## What is Process Costing? What Type of losses can Identifies? Process costing is a cost accumulation method where continuous promotion of uniform items occurs in large quantities or mass production occurs passing through many stages/ processes which produce a large amount of units of production. This differs from job costing system mainly because cost is accumulated for a unique item in job costing whereas in process costing cost is accumulated for a process which produces a large quantity of uniform/ homogeneous products. For example: Manufacturing of garments, manufacturing of electrical appliances, Oil refining both petroleum and edible oils.

In process costing, a unit of product is a result of a bulky production which passes through a number of production processes. Therefore, output of one process becomes the input of the next process until the production is complete in the final process, when it is transferred to finished goods.
Process costing identifies two types of losses

### Normal loss/ uncontrollable loss/ expected loss

This is the type of cost that a process incurs due to inherent factors. So it is an expected loss due to known unavoidable reasons. This loss expected to occur at normal operational conditions which is assumed to be the most efficient production environment. For example, when shirts are cut from a real of cloth, part of the cloth may be lost. This requires that cloth input to cutting processes should take into account this loss which has to be incurred however efficient the production process is.

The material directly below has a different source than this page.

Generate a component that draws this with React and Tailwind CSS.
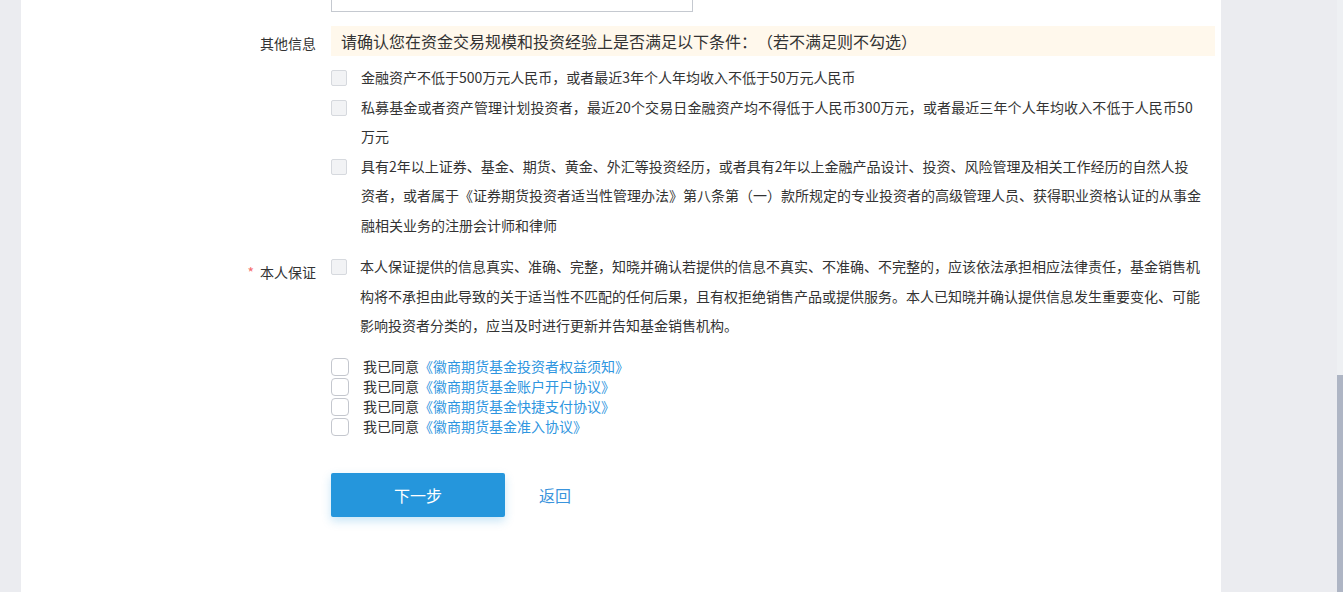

### Abnormal Loss/ Avoidable loss

This is the type of loss resulting from inefficiencies in the production process. So, this is a loss which can be avoided under an efficient production environment. Mathematically it is the difference between actual loss and normal loss when the actual loss is higher than the expected loss/ normal loss.

Abnormal gain is the unexpected gin in the production process under normal operational efficiency. Mathematically, this is the difference between the actual output and expected output when the actual output is higher than the expected output. Alternatively, this is the gain resulting when actual loss is less than the normal/ expected loss.